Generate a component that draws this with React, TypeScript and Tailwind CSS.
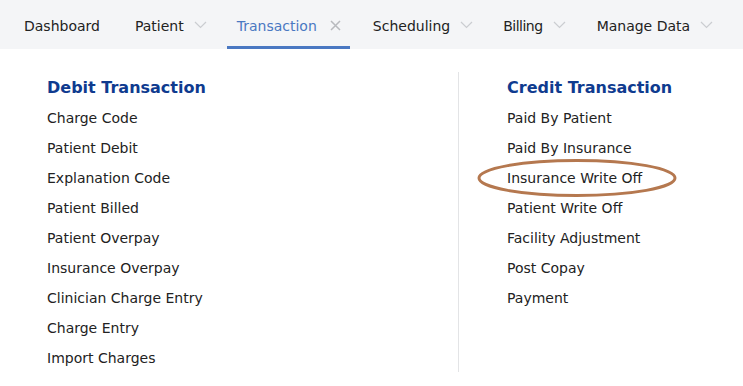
import React from 'react';

const tabs = [
  { label: 'Dashboard', icon: null, cls: 'px-[12px] mr-[11px]' },
  { label: 'Patient', icon: 'chevron', cls: 'px-[12px] mr-[8px]' },
  { label: 'Transaction', icon: 'close', active: true, cls: 'pl-[10px] pr-[9px] mr-[11px]' },
  { label: 'Scheduling', icon: 'chevron', cls: 'px-[12px] mr-[6px]' },
  { label: 'Billing', icon: 'chevron', cls: 'px-[12px] mr-[7px] tracking-[-0.5px]' },
  { label: 'Manage Data', icon: 'chevron', cls: 'px-[12px]' },
];

const debit = [
  'Charge Code',
  'Patient Debit',
  'Explanation Code',
  'Patient Billed',
  'Patient Overpay',
  'Insurance Overpay',
  'Clinician Charge Entry',
  'Charge Entry',
  'Import Charges',
];

const credit = [
  'Paid By Patient',
  'Paid By Insurance',
  'Insurance Write Off',
  'Patient Write Off',
  'Facility Adjustment',
  'Post Copay',
  'Payment',
];

function Chevron() {
  return (
    <svg width="13" height="8" viewBox="0 0 13 8" className="ml-[10px]">
      <path d="M1 1 L6.5 6.5 L12 1" fill="none" stroke="#cbcdd1" strokeWidth="1.2" />
    </svg>
  );
}

function Close() {
  return (
    <svg width="11" height="11" viewBox="0 0 11 11" className="ml-[13px]">
      <path d="M1 1 L10 10 M10 1 L1 10" fill="none" stroke="#b8babe" strokeWidth="1.5" />
    </svg>
  );
}

export default function App() {
  return (
    <div className="w-[743px] h-[386px] bg-white font-['DejaVu_Sans',sans-serif] overflow-hidden">
      {/* Top nav */}
      <div className="h-[49px] bg-[#f4f5f7] flex items-stretch pl-[12px]">
        {tabs.map((t) => (
          <div
            key={t.label}
            className={`flex items-center pt-[4px] text-[14px] border-b-[3px] ${
              t.active ? 'border-[#4a78c2] text-[#4a78c2]' : 'border-transparent text-[#222]'
            } ${t.cls}`}
          >
            <span className="pt-[3px]">{t.label}</span>
            {t.icon === 'chevron' && <Chevron />}
            {t.icon === 'close' && <Close />}
          </div>
        ))}
      </div>

      {/* Dropdown body */}
      <div className="flex pt-[23px]">
        <div className="w-[458px] pl-[47px]">
          <div className="text-[16px] font-bold text-[#0f3b8f] leading-[30px] h-[30px] mt-[1px]">Debit Transaction</div>
          {debit.map((d) => (
            <div key={d} className="text-[14px] text-[#222] leading-[30px]">{d}</div>
          ))}
        </div>
        <div className="w-px bg-[#e3e4e6] h-[300px]" />
        <div className="pl-[48px]">
          <div className="text-[16px] font-bold text-[#0f3b8f] leading-[30px] h-[30px] mt-[1px]">Credit Transaction</div>
          {credit.map((c) => (
            <div key={c} className="relative text-[14px] text-[#222] leading-[30px]">
              {c}
              {c === 'Insurance Write Off' && (
                <svg
                  className="absolute left-[-30px] top-[-5px]"
                  width="200"
                  height="40"
                  viewBox="0 0 200 40"
                >
                  <ellipse cx="100" cy="20" rx="98" ry="17.5" fill="none" stroke="#b5784f" strokeWidth="3" />
                </svg>
              )}
            </div>
          ))}
        </div>
      </div>
    </div>
  );
}
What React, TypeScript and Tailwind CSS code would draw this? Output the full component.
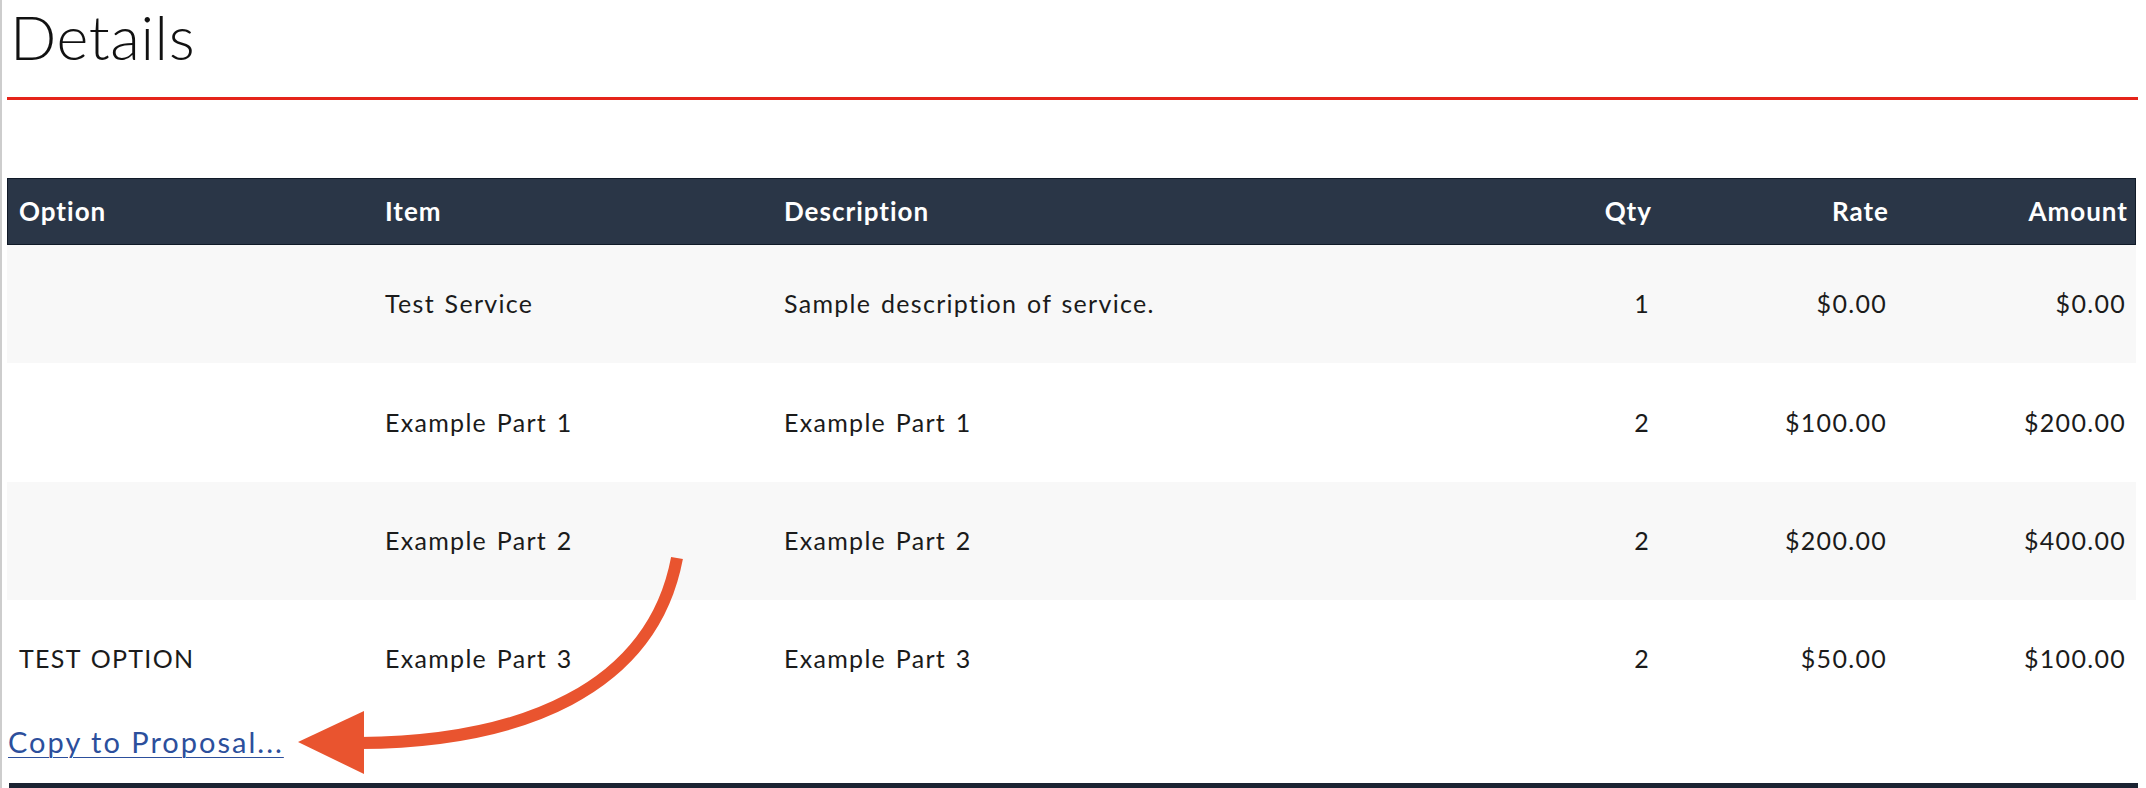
import React from "react";

const rows = [
  { option: "", item: "Test Service", desc: "Sample description of service.", qty: "1", rate: "$0.00", amount: "$0.00" },
  { option: "", item: "Example Part 1", desc: "Example Part 1", qty: "2", rate: "$100.00", amount: "$200.00" },
  { option: "", item: "Example Part 2", desc: "Example Part 2", qty: "2", rate: "$200.00", amount: "$400.00" },
  { option: "TEST OPTION", item: "Example Part 3", desc: "Example Part 3", qty: "2", rate: "$50.00", amount: "$100.00" },
];

const cols = "grid grid-cols-[366px_399px_678px_210px_237px_239px]";

export default function App() {
  return (
    <div className="relative w-[2146px] h-[788px] overflow-hidden bg-white font-['Lato','Liberation_Sans',sans-serif] text-[#1b1b1b]">
      <div className="flex h-full flex-col border-l-2 border-[#cdcdcd] pl-[5px] pr-[8px]">
        <h1 className="mt-[7px] pl-[3px] text-[61px] font-light tracking-[0.6px] leading-[60px] text-[#111]">Details</h1>
        <div className="mt-[30px] h-[3px] bg-[#e5241a]" />

        <div className="mt-[78px] w-[2129px]">
          <div className={`${cols} h-[67px] items-center border border-[#101a28] bg-[#2a3647] text-[26px] font-bold tracking-[1px] text-white`}>
            <div className="pl-[11px]">Option</div>
            <div className="pl-[11px]">Item</div>
            <div className="pl-[11px]">Description</div>
            <div className="pr-[9px] text-right">Qty</div>
            <div className="pr-[9px] text-right">Rate</div>
            <div className="pr-[9px] text-right">Amount</div>
          </div>
          {rows.map((r, i) => (
            <div
              key={i}
              className={`${cols} items-center text-[25px] tracking-[1.3px] [word-spacing:2px] ${i === 3 || i === 0 ? "h-[118px]" : "h-[118.5px]"} ${i % 2 === 0 ? "bg-[#f8f8f8]" : "bg-white"}`}
            >
              <div className="pl-[12px]">{r.option}</div>
              <div className="pl-[12px]">{r.item}</div>
              <div className="pl-[12px]">{r.desc}</div>
              <div className="pr-[10px] text-right">{r.qty}</div>
              <div className="pr-[10px] text-right">{r.rate}</div>
              <div className="pr-[10px] text-right">{r.amount}</div>
            </div>
          ))}
        </div>

        <div className="mt-[7px] pl-[1px] leading-[34px]">
          <a href="#" className="text-[29px] tracking-[2px] text-[#2c4f9c] underline underline-offset-[4px] decoration-1">
            Copy to Proposal...
          </a>
        </div>
        <div className="mt-auto ml-[2px] h-[5px] bg-[#1b2332]" />
      </div>

      <svg
        className="pointer-events-none absolute left-0 top-0"
        width="2146"
        height="788"
        viewBox="0 0 2146 788"
      >
        <path d="M 677 558 C 652 690, 520 742, 360 743" fill="none" stroke="#e9542f" strokeWidth="12" />
        <polygon points="298,742 364,711 364,774" fill="#e9542f" />
      </svg>
    </div>
  );
}
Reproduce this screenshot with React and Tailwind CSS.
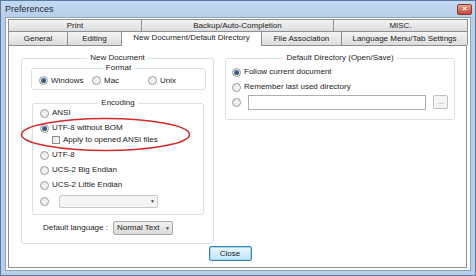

WHAT THIS TASK INVOLVES
From the material above, reproduce everything verbatim except the pictures.

WORKED ANSWER
Generate a component that draws this with React, TypeScript and Tailwind CSS.
import React from 'react';

const tabs = [
  { label: 'Dashboard', icon: null, cls: 'px-[12px] mr-[11px]' },
  { label: 'Patient', icon: 'chevron', cls: 'px-[12px] mr-[8px]' },
  { label: 'Transaction', icon: 'close', active: true, cls: 'pl-[10px] pr-[9px] mr-[11px]' },
  { label: 'Scheduling', icon: 'chevron', cls: 'px-[12px] mr-[6px]' },
  { label: 'Billing', icon: 'chevron', cls: 'px-[12px] mr-[7px] tracking-[-0.5px]' },
  { label: 'Manage Data', icon: 'chevron', cls: 'px-[12px]' },
];

const debit = [
  'Charge Code',
  'Patient Debit',
  'Explanation Code',
  'Patient Billed',
  'Patient Overpay',
  'Insurance Overpay',
  'Clinician Charge Entry',
  'Charge Entry',
  'Import Charges',
];

const credit = [
  'Paid By Patient',
  'Paid By Insurance',
  'Insurance Write Off',
  'Patient Write Off',
  'Facility Adjustment',
  'Post Copay',
  'Payment',
];

function Chevron() {
  return (
    <svg width="13" height="8" viewBox="0 0 13 8" className="ml-[10px]">
      <path d="M1 1 L6.5 6.5 L12 1" fill="none" stroke="#cbcdd1" strokeWidth="1.2" />
    </svg>
  );
}

function Close() {
  return (
    <svg width="11" height="11" viewBox="0 0 11 11" className="ml-[13px]">
      <path d="M1 1 L10 10 M10 1 L1 10" fill="none" stroke="#b8babe" strokeWidth="1.5" />
    </svg>
  );
}

export default function App() {
  return (
    <div className="w-[743px] h-[386px] bg-white font-['DejaVu_Sans',sans-serif] overflow-hidden">
      {/* Top nav */}
      <div className="h-[49px] bg-[#f4f5f7] flex items-stretch pl-[12px]">
        {tabs.map((t) => (
          <div
            key={t.label}
            className={`flex items-center pt-[4px] text-[14px] border-b-[3px] ${
              t.active ? 'border-[#4a78c2] text-[#4a78c2]' : 'border-transparent text-[#222]'
            } ${t.cls}`}
          >
            <span className="pt-[3px]">{t.label}</span>
            {t.icon === 'chevron' && <Chevron />}
            {t.icon === 'close' && <Close />}
          </div>
        ))}
      </div>

      {/* Dropdown body */}
      <div className="flex pt-[23px]">
        <div className="w-[458px] pl-[47px]">
          <div className="text-[16px] font-bold text-[#0f3b8f] leading-[30px] h-[30px] mt-[1px]">Debit Transaction</div>
          {debit.map((d) => (
            <div key={d} className="text-[14px] text-[#222] leading-[30px]">{d}</div>
          ))}
        </div>
        <div className="w-px bg-[#e3e4e6] h-[300px]" />
        <div className="pl-[48px]">
          <div className="text-[16px] font-bold text-[#0f3b8f] leading-[30px] h-[30px] mt-[1px]">Credit Transaction</div>
          {credit.map((c) => (
            <div key={c} className="relative text-[14px] text-[#222] leading-[30px]">
              {c}
              {c === 'Insurance Write Off' && (
                <svg
                  className="absolute left-[-30px] top-[-5px]"
                  width="200"
                  height="40"
                  viewBox="0 0 200 40"
                >
                  <ellipse cx="100" cy="20" rx="98" ry="17.5" fill="none" stroke="#b5784f" strokeWidth="3" />
                </svg>
              )}
            </div>
          ))}
        </div>
      </div>
    </div>
  );
}
What React, TypeScript and Tailwind CSS code would draw this? Output the full component.
import React from "react";

const rows = [
  { option: "", item: "Test Service", desc: "Sample description of service.", qty: "1", rate: "$0.00", amount: "$0.00" },
  { option: "", item: "Example Part 1", desc: "Example Part 1", qty: "2", rate: "$100.00", amount: "$200.00" },
  { option: "", item: "Example Part 2", desc: "Example Part 2", qty: "2", rate: "$200.00", amount: "$400.00" },
  { option: "TEST OPTION", item: "Example Part 3", desc: "Example Part 3", qty: "2", rate: "$50.00", amount: "$100.00" },
];

const cols = "grid grid-cols-[366px_399px_678px_210px_237px_239px]";

export default function App() {
  return (
    <div className="relative w-[2146px] h-[788px] overflow-hidden bg-white font-['Lato','Liberation_Sans',sans-serif] text-[#1b1b1b]">
      <div className="flex h-full flex-col border-l-2 border-[#cdcdcd] pl-[5px] pr-[8px]">
        <h1 className="mt-[7px] pl-[3px] text-[61px] font-light tracking-[0.6px] leading-[60px] text-[#111]">Details</h1>
        <div className="mt-[30px] h-[3px] bg-[#e5241a]" />

        <div className="mt-[78px] w-[2129px]">
          <div className={`${cols} h-[67px] items-center border border-[#101a28] bg-[#2a3647] text-[26px] font-bold tracking-[1px] text-white`}>
            <div className="pl-[11px]">Option</div>
            <div className="pl-[11px]">Item</div>
            <div className="pl-[11px]">Description</div>
            <div className="pr-[9px] text-right">Qty</div>
            <div className="pr-[9px] text-right">Rate</div>
            <div className="pr-[9px] text-right">Amount</div>
          </div>
          {rows.map((r, i) => (
            <div
              key={i}
              className={`${cols} items-center text-[25px] tracking-[1.3px] [word-spacing:2px] ${i === 3 || i === 0 ? "h-[118px]" : "h-[118.5px]"} ${i % 2 === 0 ? "bg-[#f8f8f8]" : "bg-white"}`}
            >
              <div className="pl-[12px]">{r.option}</div>
              <div className="pl-[12px]">{r.item}</div>
              <div className="pl-[12px]">{r.desc}</div>
              <div className="pr-[10px] text-right">{r.qty}</div>
              <div className="pr-[10px] text-right">{r.rate}</div>
              <div className="pr-[10px] text-right">{r.amount}</div>
            </div>
          ))}
        </div>

        <div className="mt-[7px] pl-[1px] leading-[34px]">
          <a href="#" className="text-[29px] tracking-[2px] text-[#2c4f9c] underline underline-offset-[4px] decoration-1">
            Copy to Proposal...
          </a>
        </div>
        <div className="mt-auto ml-[2px] h-[5px] bg-[#1b2332]" />
      </div>

      <svg
        className="pointer-events-none absolute left-0 top-0"
        width="2146"
        height="788"
        viewBox="0 0 2146 788"
      >
        <path d="M 677 558 C 652 690, 520 742, 360 743" fill="none" stroke="#e9542f" strokeWidth="12" />
        <polygon points="298,742 364,711 364,774" fill="#e9542f" />
      </svg>
    </div>
  );
}
Reproduce this screenshot with React and Tailwind CSS.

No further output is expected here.